Needless to say, I was devastated when the Argos catalogue was quietly scrapped from stores* in England and Scotland earlier this year. I understand that we’re living in a digital age now. I’ve done my best to get on board with the changes that come with it. I no longer mind (mostly) that books have been swapped out for Kindles, phone calls for WhatsApp messages, blind set-ups for dating apps. That takeaway menus are obsolete, and your pizza is just a click away. That instant in-office messaging has rendered face-to-face communication with colleagues completely unnecessary. That every single news bulletin, good and bad, can worm its way into my phone at any time of day.

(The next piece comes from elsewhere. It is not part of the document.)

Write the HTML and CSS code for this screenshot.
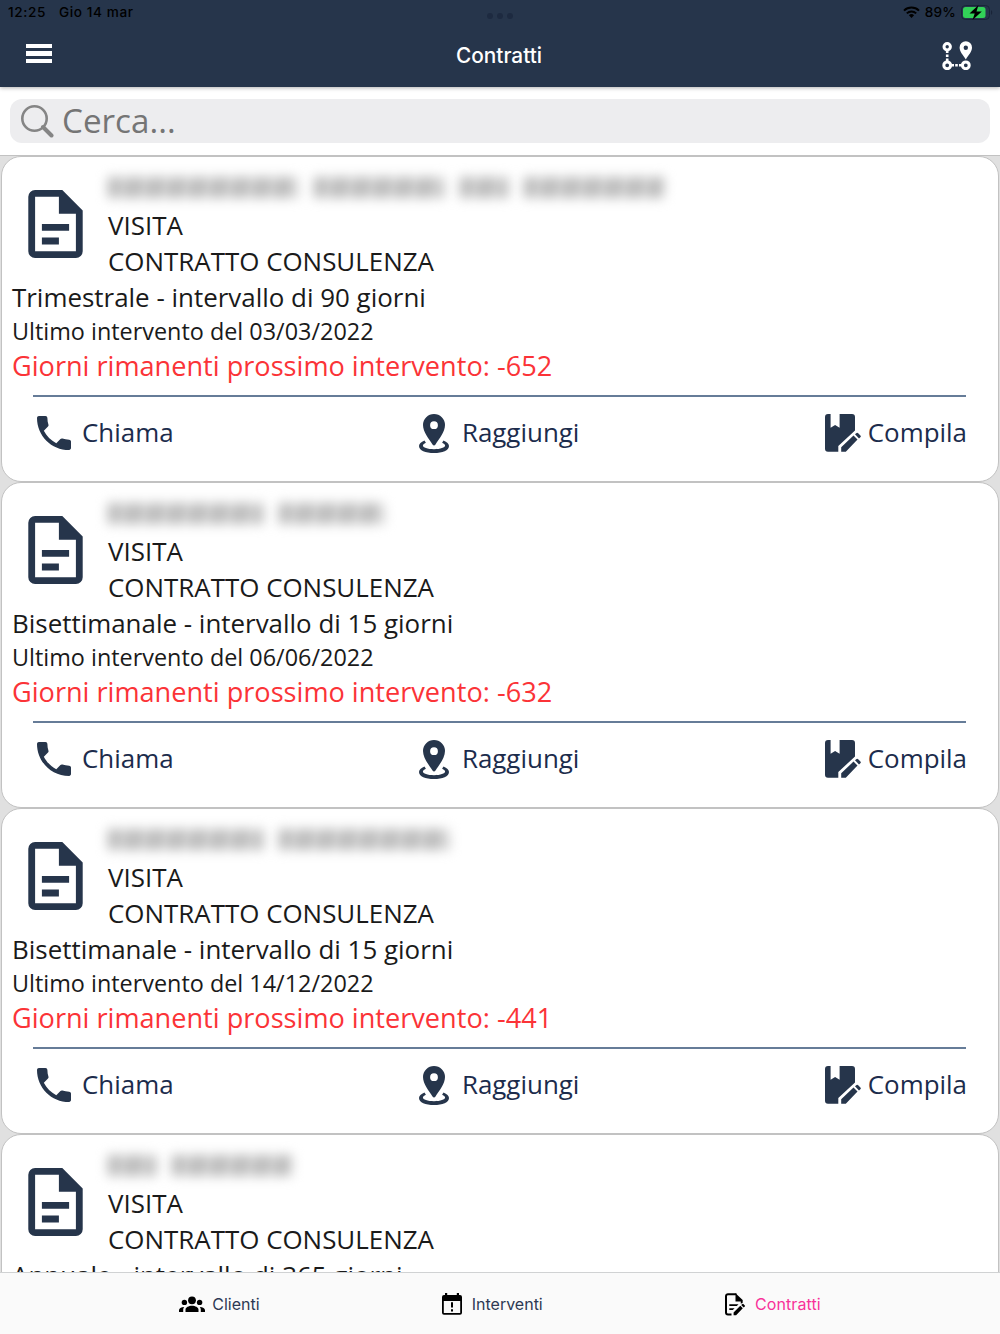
FILE: index.html
```
<!DOCTYPE html>
<html lang="it">
<head>
  <meta charset="UTF-8">
  <title>Contratti</title>
  <meta name="viewport" content="width=device-width, initial-scale=1.0">
  <link rel="stylesheet" href="styles.css">
</head>
<body>

<!-- Icone condivise -->
<svg class="sprite" aria-hidden="true">
  <symbol id="i-doc" viewBox="4 2 16 20">
    <path fill-rule="evenodd" d="M6 2h8l6 6v12a2 2 0 0 1-2 2H6a2 2 0 0 1-2-2V4a2 2 0 0 1 2-2zM6 4v16h12V9h-5V4zM8 12h8v2H8zM8 16h5v2H8z"/>
  </symbol>
  <symbol id="i-phone" viewBox="3 3 18 18">
    <path d="M6.62 10.79c1.44 2.83 3.76 5.14 6.59 6.59l2.2-2.200c.27-.27.67-.36 1.02-.24 1.12.37 2.33.57 3.57.57.55 0 1 .45 1 1V20c0 .55-.45 1-1 1-9.39 0-17-7.61-17-17 0-.55.45-1 1-1h3.500c.55 0 1 .45 1 1 0 1.250.2 2.450.57 3.570.11.35.03.74-.25 1.020l-2.200 2.200z"/>
  </symbol>
  <symbol id="i-pin" viewBox="0 0 30 39">
    <path fill-rule="evenodd" d="M15 0a11 11 0 0 1 11 11c0 7-6 14-9.500 19.500q-1.500 2-3 0C10 25 4 18 4 11A11 11 0 0 1 15 0zm0 7.300a3.900 3.900 0 1 0 0 7.800a3.900 3.900 0 1 0 0-7.800z"/>
    <path d="M5.500 26.500C2 28 0 29.800 0 32c0 4.400 6.500 7 15 7s15-2.600 15-7c0-2.200-2-4-5.500-5.500l-1.400 2.200c2 .9 3 1.900 3 2.800 0 2-4.600 3.700-11.100 3.700S3.900 33.500 3.900 31.500c0-.9 1-1.900 3-2.800z"/>
  </symbol>
  <symbol id="i-compile" viewBox="0 0 36 38">
    <path d="M3 0h2.600v13.800l4.500-2.800 4.500 2.800V0H27a3 3 0 0 1 3 3v13.500L13.300 32v5.800H3a3 3 0 0 1-3-3V3a3 3 0 0 1 3-3z"/>
    <path d="M16.200 33.200 28.500 21.600l4 3.900-11.700 12.300h-4.600zM30 20.200l1.600-1.200q.8-.6 1.600.2l2.200 2.200q.8.800.2 1.600L34 24.400z"/>
  </symbol>
</svg>

<header class="header">
  <div class="status">
    <div class="status-time"><span>12:25</span><span>Gio 14 mar</span></div>
    <div class="dots"><i></i><i></i><i></i></div>
    <div class="status-right">
      <svg class="wifi" viewBox="0 0 17 12">
        <g fill="none" stroke="#000" stroke-width="2">
          <path d="M1 4.600a10.800 10.800 0 0 1 15 0"/>
          <path d="M3.800 7.400a6.800 6.800 0 0 1 9.400 0"/>
        </g>
        <path d="M8.500 12 5.900 9.300a3.800 3.800 0 0 1 5.200 0z"/>
      </svg>
      <span>89%</span>
      <svg class="battery" viewBox="0 0 32 15">
        <rect x=".5" y=".5" width="28" height="14" rx="4" fill="none" stroke="#192438"/>
        <rect x="2" y="2" width="22.500" height="11" rx="2.500" fill="#32d158"/>
        <path d="M30 5.200c1.600.5 1.600 4 0 4.600z" fill="#192438"/>
        <path d="M17.500 0 8.500 8.400h5.200L11.500 15l9.300-8.500h-5.300z"/>
      </svg>
    </div>
  </div>
  <div class="toolbar">
    <button class="menu" aria-label="Menu"><i></i><i></i><i></i></button>
    <h1>Contratti</h1>
    <svg class="route" viewBox="0 0 30 29">
      <g fill="none" stroke="#fff" stroke-width="3">
        <circle cx="5.200" cy="5.800" r="3.200"/>
        <circle cx="5.200" cy="24.300" r="3.400"/>
        <circle cx="23.800" cy="24.300" r="3.400"/>
      </g>
      <path fill="#fff" d="M3.900 9h2.600v3H3.900zM3.900 13.500h2.600v2.600H3.900zM3.900 17.600h2.600v3H3.900zM9 23h3v2.600H9zM13.200 23h2.600v2.600h-2.600zM17 23h3v2.600h-3z"/>
      <path fill="#fff" fill-rule="evenodd" d="M23.800.3A6.200 6.200 0 0 1 30 6.500c0 4.200-3.500 7.500-6.200 12-2.700-4.500-6.200-7.800-6.200-12A6.200 6.200 0 0 1 23.800.3zm0 4.200a2.200 2.200 0 1 0 0 4.400a2.200 2.200 0 1 0 0-4.400z"/>
    </svg>
  </div>
</header>

<div class="search">
  <div class="search-box">
    <svg viewBox="0 0 33 33"><circle cx="13.500" cy="13.500" r="12.200"/><path d="M22 22l8.500 8.500"/></svg>
    <span>Cerca...</span>
  </div>
</div>

<main class="list">
  <article class="card">
    <div class="card-top">
      <svg class="doc"><use href="#i-doc"/></svg>
      <div class="card-head">
        <div class="hidden-name"><i class="w190"></i><i class="w130"></i><i class="w48"></i><i class="w140"></i></div>
        <div>VISITA</div>
        <div>CONTRATTO CONSULENZA</div>
      </div>
    </div>
    <div class="frequency">Trimestrale - intervallo di 90 giorni</div>
    <div class="last">Ultimo intervento del 03/03/2022</div>
    <div class="remaining">Giorni rimanenti prossimo intervento: -652</div>
    <div class="actions">
      <a class="action"><svg class="phone"><use href="#i-phone"/></svg><span>Chiama</span></a>
      <a class="action"><svg class="pin"><use href="#i-pin"/></svg><span>Raggiungi</span></a>
      <a class="action"><svg class="compile"><use href="#i-compile"/></svg><span>Compila</span></a>
    </div>
  </article>

  <article class="card">
    <div class="card-top">
      <svg class="doc"><use href="#i-doc"/></svg>
      <div class="card-head">
        <div class="hidden-name"><i class="w155"></i><i class="w105"></i></div>
        <div>VISITA</div>
        <div>CONTRATTO CONSULENZA</div>
      </div>
    </div>
    <div class="frequency">Bisettimanale - intervallo di 15 giorni</div>
    <div class="last">Ultimo intervento del 06/06/2022</div>
    <div class="remaining">Giorni rimanenti prossimo intervento: -632</div>
    <div class="actions">
      <a class="action"><svg class="phone"><use href="#i-phone"/></svg><span>Chiama</span></a>
      <a class="action"><svg class="pin"><use href="#i-pin"/></svg><span>Raggiungi</span></a>
      <a class="action"><svg class="compile"><use href="#i-compile"/></svg><span>Compila</span></a>
    </div>
  </article>

  <article class="card">
    <div class="card-top">
      <svg class="doc"><use href="#i-doc"/></svg>
      <div class="card-head">
        <div class="hidden-name"><i class="w155"></i><i class="w170"></i></div>
        <div>VISITA</div>
        <div>CONTRATTO CONSULENZA</div>
      </div>
    </div>
    <div class="frequency">Bisettimanale - intervallo di 15 giorni</div>
    <div class="last">Ultimo intervento del 14/12/2022</div>
    <div class="remaining">Giorni rimanenti prossimo intervento: -441</div>
    <div class="actions">
      <a class="action"><svg class="phone"><use href="#i-phone"/></svg><span>Chiama</span></a>
      <a class="action"><svg class="pin"><use href="#i-pin"/></svg><span>Raggiungi</span></a>
      <a class="action"><svg class="compile"><use href="#i-compile"/></svg><span>Compila</span></a>
    </div>
  </article>

  <article class="card">
    <div class="card-top">
      <svg class="doc"><use href="#i-doc"/></svg>
      <div class="card-head">
        <div class="hidden-name"><i class="w48"></i><i class="w120"></i></div>
        <div>VISITA</div>
        <div>CONTRATTO CONSULENZA</div>
      </div>
    </div>
    <div class="frequency">Annuale - intervallo di 365 giorni</div>
  </article>
</main>

<nav class="tabs">
  <a class="tab">
    <svg class="people" viewBox="0 0 26 17">
      <circle cx="13" cy="4.300" r="3.900"/><circle cx="5.400" cy="6.400" r="2.700"/><circle cx="20.600" cy="6.400" r="2.700"/>
      <path d="M6.500 16v-2.300c0-2.300 3.300-3.900 6.500-3.900s6.500 1.600 6.500 3.900V16zM0 16v-1.700c0-1.700 2-3.100 5.200-3.200-.7.900-1 1.700-1 2.700V16zM26 16v-1.700c0-1.700-2-3.100-5.200-3.200.7.900 1 1.700 1 2.700V16z"/>
    </svg>
    <span>Clienti</span>
  </a>
  <a class="tab">
    <svg class="calendar" viewBox="0 0 20 22">
      <path fill-rule="evenodd" d="M3 0h2.200v2h9.600V0H17v2h1a2 2 0 0 1 2 2v15.800a2 2 0 0 1-2 2H2a2 2 0 0 1-2-2V4a2 2 0 0 1 2-2h1zM1.800 8v12h16.400V8zM9 9.200h2v5.300H9zM9 16.300h2v2.200H9z"/>
    </svg>
    <span>Interventi</span>
  </a>
  <a class="tab active">
    <svg class="contract" viewBox="0 0 20 23">
      <path d="M11.500 1.200H3a2 2 0 0 0-2 2v16.300a2 2 0 0 0 2 2h3.500" fill="none" stroke="#000" stroke-width="2"/>
      <path d="M10.500.2 17.700 7v2.800l-1.900 1V8.500h-5.300zM4.300 11.200h9.200L11.800 13H4.300zM4.300 15.200h5.300L7.800 17H4.300zM8.600 19.500l6.700-6.700 2.500 2.500-6.700 6.900H8.600zM16.200 11.900l1.200-1q.5-.4 1 0l1.400 1.500q.4.500 0 1l-1.100 1.100z"/>
    </svg>
    <span>Contratti</span>
  </a>
</nav>

</body>
</html>
```
FILE: styles.css
```
* {
  box-sizing: border-box;
}

body {
  margin: 0;
  height: 1334px;
  display: flex;
  flex-direction: column;
  overflow: hidden;
  background: #e0e0e0;
  color: #1a1a1a;
  font-family: "Open Sans", "Noto Sans", sans-serif;
}

.sprite {
  display: none;
}

svg {
  display: block;
  flex: none;
}

/* Intestazione */
.header {
  flex: none;
  height: 87px;
  background: #26354b;
  font-family: Inter, sans-serif;
  box-shadow: 0 1px 4px rgba(0, 0, 0, 0.3);
  z-index: 1;
}

.status {
  display: grid;
  grid-template-columns: 1fr auto 1fr;
  align-items: center;
  height: 24px;
  padding: 0 8px;
  color: #000;
  font-size: 13.6px;
  font-weight: 500;
  letter-spacing: 0.6px;
}

.status-time {
  display: flex;
  gap: 13px;
}

.dots {
  display: flex;
  gap: 4px;
  padding-top: 7px;
}

.dots i {
  width: 6px;
  height: 6px;
  border-radius: 50%;
  background: #1d2a40;
}

.status-right {
  display: flex;
  justify-content: flex-end;
  align-items: center;
  gap: 5px;
  margin-right: -1px;
  letter-spacing: 0.2px;
}

.wifi {
  width: 17px;
  height: 12px;
}

.battery {
  width: 32px;
  height: 15px;
}

.toolbar {
  display: grid;
  grid-template-columns: 1fr auto 1fr;
  align-items: center;
  height: 63px;
  padding: 0 28px 0 26px;
}

.toolbar h1 {
  margin: 0;
  color: #fff;
  font-size: 20.8px;
  font-weight: 550;
}

.menu {
  display: flex;
  flex-direction: column;
  gap: 3px;
  width: 26px;
  padding: 0;
  margin-bottom: 4px;
  border: none;
  background: none;
}

.menu i {
  width: 26px;
  height: 4.3px;
  background: #fff;
}

.route {
  width: 30px;
  height: 29px;
  justify-self: end;
}

/* Ricerca */
.search {
  flex: none;
  height: 69px;
  padding: 12px 10px;
  background: #fff;
  border-bottom: 1px solid #c2c2c2;
}

.search-box {
  display: flex;
  align-items: center;
  gap: 8px;
  height: 44px;
  padding-left: 11px;
  border-radius: 12px;
  background: #ededef;
  color: #757575;
  font-size: 33.2px;
  line-height: 46px;
}

.search-box svg {
  width: 33px;
  height: 33px;
  fill: none;
  stroke: #858585;
  stroke-width: 2.6;
}

.search-box path {
  stroke-width: 4;
  stroke-linecap: round;
}

/* Elenco contratti */
.list {
  flex: 1;
  min-height: 0;
  padding: 0 1px;
  overflow: hidden;
}

.card {
  height: 326px;
  padding: 14px 11px 0 10px;
  border: 1px solid #c2c2c2;
  border-radius: 20px;
  background: #fff;
  font-size: 25.93px;
  line-height: 36px;
}

.card-top {
  display: flex;
  gap: 25px;
  padding-left: 16px;
}

.doc {
  width: 55px;
  height: 68px;
  margin-top: 18.5px;
  fill: #26354b;
}

/* nome cliente oscurato */
.hidden-name {
  display: flex;
  align-items: center;
  gap: 16px;
  height: 36px;
  padding-bottom: 4px;
  filter: blur(6px);
}

.hidden-name i {
  height: 21px;
  background: repeating-linear-gradient(100deg, #b8b8b8 0 12px, #d2d2d2 12px 21px);
}

.w48 { width: 48px; }
.w105 { width: 105px; }
.w120 { width: 120px; }
.w130 { width: 130px; }
.w140 { width: 140px; }
.w155 { width: 155px; }
.w170 { width: 170px; }
.w190 { width: 190px; }

.last {
  font-size: 23.4px;
  line-height: 33px;
}

.remaining {
  color: #fb3337;
  font-size: 27.13px;
}

.actions {
  display: flex;
  justify-content: space-between;
  align-items: center;
  height: 74px;
  margin: 11px 21px 0;
  padding-left: 4px;
  border-top: 2px solid #667c98;
}

.action {
  display: flex;
  align-items: center;
  color: #1c2c4c;
  fill: #26354b;
}

.action span {
  margin-top: -2px;
}

.action:last-child {
  margin-right: -1px;
}

.phone {
  width: 34px;
  height: 34px;
  margin-right: 11px;
}

.pin {
  width: 30px;
  height: 39px;
  margin-right: 13px;
}

.compile {
  width: 36px;
  height: 38px;
  margin-right: 7px;
}

/* Barra inferiore */
.tabs {
  flex: none;
  display: flex;
  justify-content: space-evenly;
  align-items: center;
  height: 62px;
  padding-top: 1px;
  border-top: 1px solid #d0d2d3;
  background: #fafafa;
  font-family: Inter, sans-serif;
  font-size: 16px;
}

.tab {
  display: flex;
  align-items: center;
  color: #2d3954;
}

.tab:first-child {
  margin-left: -3px;
}

.tab.active {
  color: #f83299;
  letter-spacing: 0.1px;
  margin-right: -3px;
}

.people {
  width: 26px;
  height: 17px;
  margin-right: 7px;
}

.calendar {
  width: 20px;
  height: 22px;
  margin-right: 10px;
}

.contract {
  width: 20px;
  height: 23px;
  margin-right: 10px;
}
```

What I can’t get on board with, though, is the death of the take-home Argos catalogue. The communal ones in the store just aren’t the same. You can’t doodle on the front cover, or scribble in them, or pen thoughtful notes to your loved ones in them (e.g. “PLEASE PLEASE PLEASE, I WILL BE GOOD FOREVER IF YOU BUY ME THIS!!!”). You can’t run with it to wave that must-have item under your mum’s nose, because the communal Argos Bible is nailed down to the worktops.
Yes, the Argos catalogue as we knew it may be history – but it’s History with a capital H. I bet they’ll have them in museums, someday. They will be curiosities, rarities, oddities. They will be artefacts of a bygone era, a source of puzzlement to future generations, and I will be proudly telling everybody gathered around the exhibit that I used to have one in my actual home. That I am an Argos kid.
And that degree of smugness, my friends, is the sort of Christmas present money just can’t buy.
* Since publishing this article, Argos has reached out and reassured me that all of my fears are entirely unfounded.
“I just wanted to let you know that the removal of catalogues was a trial in a very small number of stores and customers can still get takeaway catalogues in the majority of stores, so least you can still get hold of one.”
Brilliant. This means that, yes, we can all run out and bagsy one (or 20) modern-day Argos Bibles for ourselves right now. I know what all of my friends are getting from me for Christmas this year: their very own piece of goddamned history. Happy holidays!